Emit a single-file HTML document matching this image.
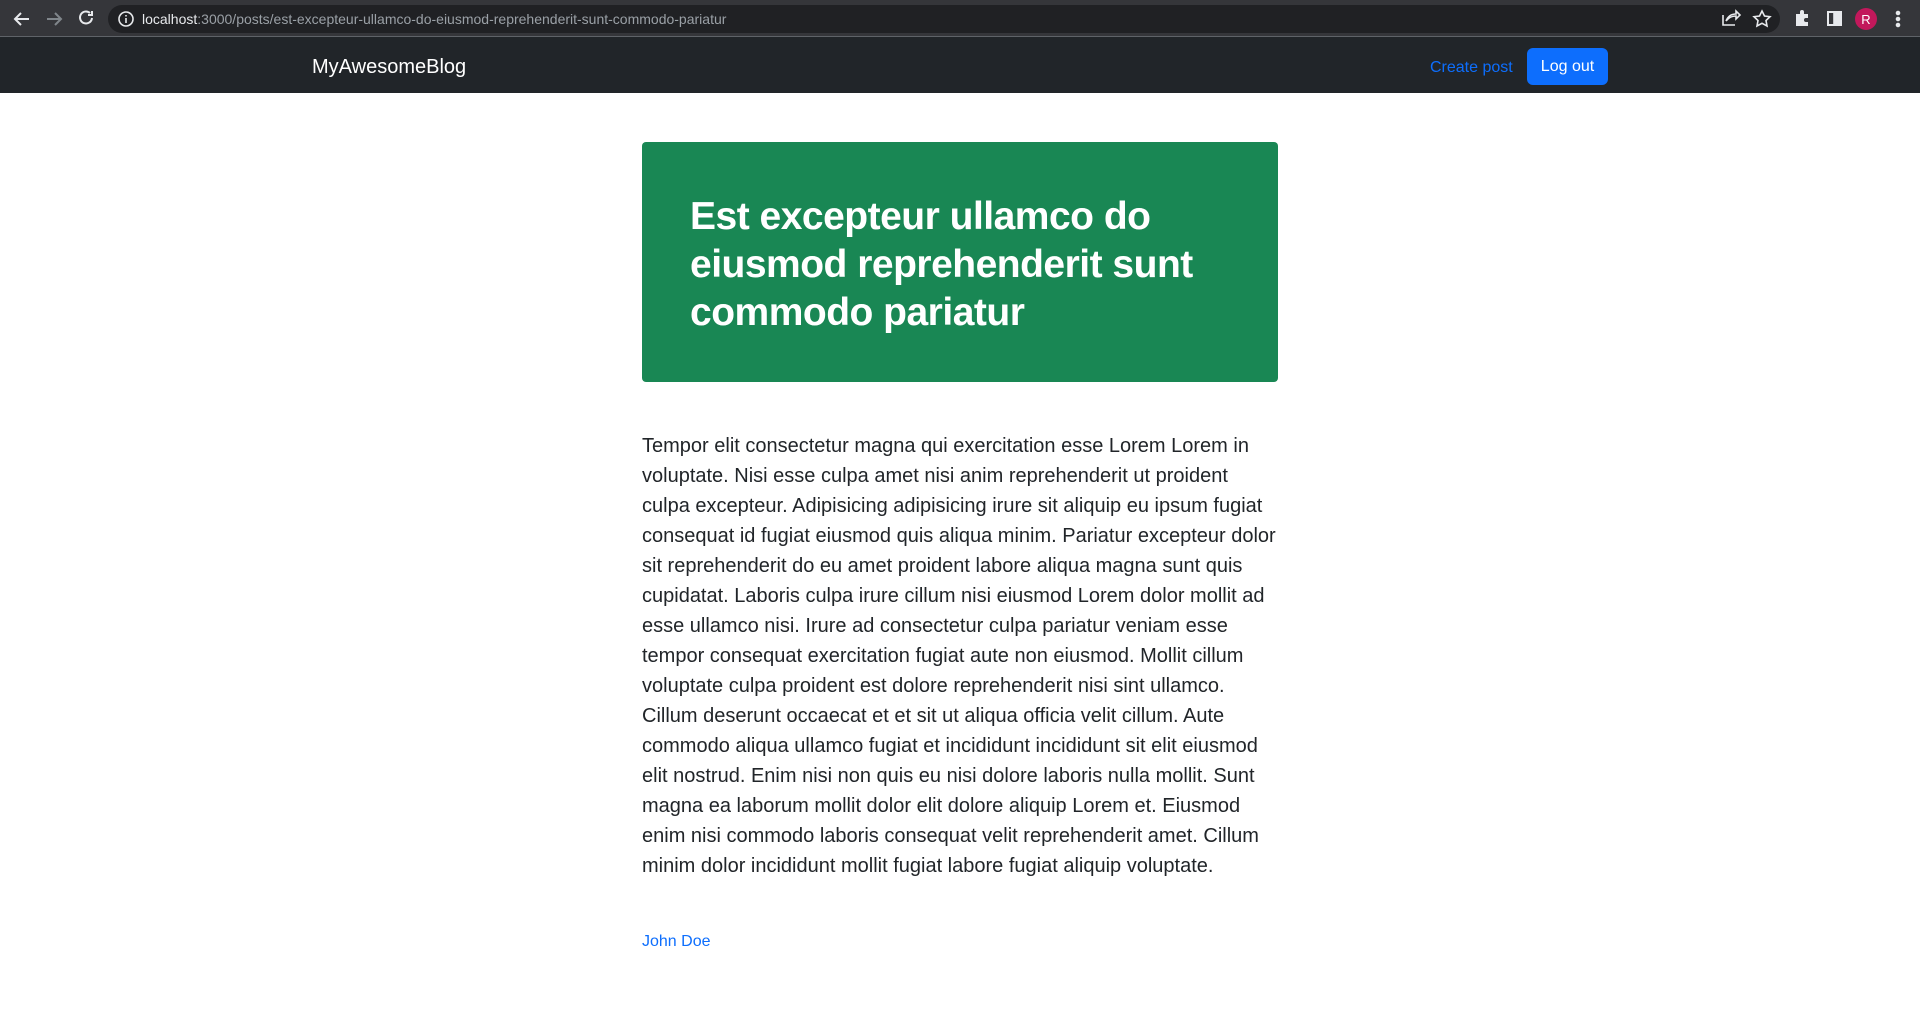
<!DOCTYPE html>
<html><head><meta charset="utf-8"><style>
*{box-sizing:border-box;margin:0;padding:0}
body{width:1920px;height:1013px;overflow:hidden;background:#fff;font-family:"Liberation Sans",sans-serif;color:#212529}
.chrome{position:absolute;top:0;left:0;width:1920px;height:37px;background:#35363a;border-bottom:1px solid #5f6368}
.omni{position:absolute;left:108px;top:5px;width:1672px;height:28px;border-radius:14px;background:#202124}
.url{position:absolute;left:142px;top:11px;font-size:14px;color:#9aa0a6;white-space:nowrap}
.url b{font-weight:normal;color:#e8eaed}
.nav{position:absolute;top:37px;left:0;width:1920px;height:56px;background:#212529}
.brand{position:absolute;left:312px;top:19px;font-size:20px;color:#fff}
.cp{position:absolute;left:1430px;top:22px;font-size:16px;color:#0d6efd}
.btn{position:absolute;left:1527px;top:11px;width:81px;height:37px;background:#0d6efd;border-radius:6px;color:#fff;font-size:16px;line-height:38px;text-align:center}
.hero{position:absolute;left:642px;top:142px;width:636px;height:240px;background:#198754;border-radius:4px;padding:51px 48px 45px}
.hero h1{font-size:39px;line-height:48px;color:#fff;font-weight:bold;white-space:nowrap;letter-spacing:-0.5px}
.body{position:absolute;left:642px;top:431px;width:700px;font-size:20px;line-height:30px;white-space:nowrap}
.auth{position:absolute;left:642px;top:933px;font-size:16px;color:#0d6efd}
</style></head><body>
<div class="chrome">
<svg width="110" height="37" style="position:absolute;left:0;top:0" fill="none" stroke-width="2">
<path d="M29 19H15M21 13l-6 6 6 6" stroke="#e8eaed"/>
<path d="M47 19h14M55 13l6 6-6 6" stroke="#80868b"/>
<path d="M92 18a6 6 0 1 1-2-5" stroke="#e8eaed"/><path d="M92 11v4h-4" stroke="#e8eaed"/>
</svg>
<div class="omni"></div>
<svg width="20" height="20" style="position:absolute;left:117px;top:9px"><circle cx="9" cy="10" r="7" stroke="#e8eaed" stroke-width="1.6" fill="none"/><path d="M9 9v5M9 6v1.5" stroke="#e8eaed" stroke-width="1.6"/></svg>
<div class="url"><b>localhost</b>:3000/posts/est-excepteur-ullamco-do-eiusmod-reprehenderit-sunt-commodo-pariatur</div>
<svg width="200" height="37" style="position:absolute;left:1720px;top:0" fill="none" stroke="#e8eaed" stroke-width="1.6">
<path d="M3 15v10h12M6 21c2-5 6-7 10-7v-3l4 4-4 4v-3c-4 0-7 1-10 5"/>
<path d="M42 11l2.5 5 5.5.7-4 3.8 1 5.5-5-2.7-5 2.7 1-5.5-4-3.8 5.5-.7z"/>
<path d="M76 14h4v-2a2 2 0 0 1 4 0v2h4v4h-2a2 2 0 0 0 0 4h2v4H76z" fill="#e8eaed" stroke="none"/>
<rect x="108" y="12" width="13" height="13" stroke-width="2"/><rect x="114" y="12" width="7" height="13" fill="#e8eaed"/>
<circle cx="146" cy="19" r="11" fill="#c2185b" stroke="none"/>
<text x="146" y="24" fill="#fff" stroke="none" font-size="13" text-anchor="middle" font-family="Liberation Sans">R</text>
<circle cx="178" cy="13" r="1.5" fill="#e8eaed"/><circle cx="178" cy="19" r="1.5" fill="#e8eaed"/><circle cx="178" cy="25" r="1.5" fill="#e8eaed"/>
</svg>
</div>
<div class="nav"><div class="brand">MyAwesomeBlog</div><div class="cp">Create post</div><div class="btn">Log out</div></div>
<div class="hero"><h1>Est excepteur ullamco do<br>eiusmod reprehenderit sunt<br>commodo pariatur</h1></div>
<div class="body">Tempor elit consectetur magna qui exercitation esse Lorem Lorem in<br>voluptate. Nisi esse culpa amet nisi anim reprehenderit ut proident<br>culpa excepteur. Adipisicing adipisicing irure sit aliquip eu ipsum fugiat<br>consequat id fugiat eiusmod quis aliqua minim. Pariatur excepteur dolor<br>sit reprehenderit do eu amet proident labore aliqua magna sunt quis<br>cupidatat. Laboris culpa irure cillum nisi eiusmod Lorem dolor mollit ad<br>esse ullamco nisi. Irure ad consectetur culpa pariatur veniam esse<br>tempor consequat exercitation fugiat aute non eiusmod. Mollit cillum<br>voluptate culpa proident est dolore reprehenderit nisi sint ullamco.<br>Cillum deserunt occaecat et et sit ut aliqua officia velit cillum. Aute<br>commodo aliqua ullamco fugiat et incididunt incididunt sit elit eiusmod<br>elit nostrud. Enim nisi non quis eu nisi dolore laboris nulla mollit. Sunt<br>magna ea laborum mollit dolor elit dolore aliquip Lorem et. Eiusmod<br>enim nisi commodo laboris consequat velit reprehenderit amet. Cillum<br>minim dolor incididunt mollit fugiat labore fugiat aliquip voluptate.</div>
<div class="auth">John Doe</div>
</body></html>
# # #
▶ PROBLEM DETAILS
Copy out all of the material exactly as written, without its pictures.

▶ TASK SOLUTION
Emit a single-file HTML document matching this image.
<!DOCTYPE html>
<html><head><meta charset="utf-8"><style>
*{box-sizing:border-box;margin:0;padding:0}
body{width:1920px;height:1013px;overflow:hidden;background:#fff;font-family:"Liberation Sans",sans-serif;color:#212529}
.chrome{position:absolute;top:0;left:0;width:1920px;height:37px;background:#35363a;border-bottom:1px solid #5f6368}
.omni{position:absolute;left:108px;top:5px;width:1672px;height:28px;border-radius:14px;background:#202124}
.url{position:absolute;left:142px;top:11px;font-size:14px;color:#9aa0a6;white-space:nowrap}
.url b{font-weight:normal;color:#e8eaed}
.nav{position:absolute;top:37px;left:0;width:1920px;height:56px;background:#212529}
.brand{position:absolute;left:312px;top:19px;font-size:20px;color:#fff}
.cp{position:absolute;left:1430px;top:22px;font-size:16px;color:#0d6efd}
.btn{position:absolute;left:1527px;top:11px;width:81px;height:37px;background:#0d6efd;border-radius:6px;color:#fff;font-size:16px;line-height:38px;text-align:center}
.hero{position:absolute;left:642px;top:142px;width:636px;height:240px;background:#198754;border-radius:4px;padding:51px 48px 45px}
.hero h1{font-size:39px;line-height:48px;color:#fff;font-weight:bold;white-space:nowrap;letter-spacing:-0.5px}
.body{position:absolute;left:642px;top:431px;width:700px;font-size:20px;line-height:30px;white-space:nowrap}
.auth{position:absolute;left:642px;top:933px;font-size:16px;color:#0d6efd}
</style></head><body>
<div class="chrome">
<svg width="110" height="37" style="position:absolute;left:0;top:0" fill="none" stroke-width="2">
<path d="M29 19H15M21 13l-6 6 6 6" stroke="#e8eaed"/>
<path d="M47 19h14M55 13l6 6-6 6" stroke="#80868b"/>
<path d="M92 18a6 6 0 1 1-2-5" stroke="#e8eaed"/><path d="M92 11v4h-4" stroke="#e8eaed"/>
</svg>
<div class="omni"></div>
<svg width="20" height="20" style="position:absolute;left:117px;top:9px"><circle cx="9" cy="10" r="7" stroke="#e8eaed" stroke-width="1.6" fill="none"/><path d="M9 9v5M9 6v1.5" stroke="#e8eaed" stroke-width="1.6"/></svg>
<div class="url"><b>localhost</b>:3000/posts/est-excepteur-ullamco-do-eiusmod-reprehenderit-sunt-commodo-pariatur</div>
<svg width="200" height="37" style="position:absolute;left:1720px;top:0" fill="none" stroke="#e8eaed" stroke-width="1.6">
<path d="M3 15v10h12M6 21c2-5 6-7 10-7v-3l4 4-4 4v-3c-4 0-7 1-10 5"/>
<path d="M42 11l2.5 5 5.5.7-4 3.8 1 5.5-5-2.7-5 2.7 1-5.5-4-3.8 5.5-.7z"/>
<path d="M76 14h4v-2a2 2 0 0 1 4 0v2h4v4h-2a2 2 0 0 0 0 4h2v4H76z" fill="#e8eaed" stroke="none"/>
<rect x="108" y="12" width="13" height="13" stroke-width="2"/><rect x="114" y="12" width="7" height="13" fill="#e8eaed"/>
<circle cx="146" cy="19" r="11" fill="#c2185b" stroke="none"/>
<text x="146" y="24" fill="#fff" stroke="none" font-size="13" text-anchor="middle" font-family="Liberation Sans">R</text>
<circle cx="178" cy="13" r="1.5" fill="#e8eaed"/><circle cx="178" cy="19" r="1.5" fill="#e8eaed"/><circle cx="178" cy="25" r="1.5" fill="#e8eaed"/>
</svg>
</div>
<div class="nav"><div class="brand">MyAwesomeBlog</div><div class="cp">Create post</div><div class="btn">Log out</div></div>
<div class="hero"><h1>Est excepteur ullamco do<br>eiusmod reprehenderit sunt<br>commodo pariatur</h1></div>
<div class="body">Tempor elit consectetur magna qui exercitation esse Lorem Lorem in<br>voluptate. Nisi esse culpa amet nisi anim reprehenderit ut proident<br>culpa excepteur. Adipisicing adipisicing irure sit aliquip eu ipsum fugiat<br>consequat id fugiat eiusmod quis aliqua minim. Pariatur excepteur dolor<br>sit reprehenderit do eu amet proident labore aliqua magna sunt quis<br>cupidatat. Laboris culpa irure cillum nisi eiusmod Lorem dolor mollit ad<br>esse ullamco nisi. Irure ad consectetur culpa pariatur veniam esse<br>tempor consequat exercitation fugiat aute non eiusmod. Mollit cillum<br>voluptate culpa proident est dolore reprehenderit nisi sint ullamco.<br>Cillum deserunt occaecat et et sit ut aliqua officia velit cillum. Aute<br>commodo aliqua ullamco fugiat et incididunt incididunt sit elit eiusmod<br>elit nostrud. Enim nisi non quis eu nisi dolore laboris nulla mollit. Sunt<br>magna ea laborum mollit dolor elit dolore aliquip Lorem et. Eiusmod<br>enim nisi commodo laboris consequat velit reprehenderit amet. Cillum<br>minim dolor incididunt mollit fugiat labore fugiat aliquip voluptate.</div>
<div class="auth">John Doe</div>
</body></html>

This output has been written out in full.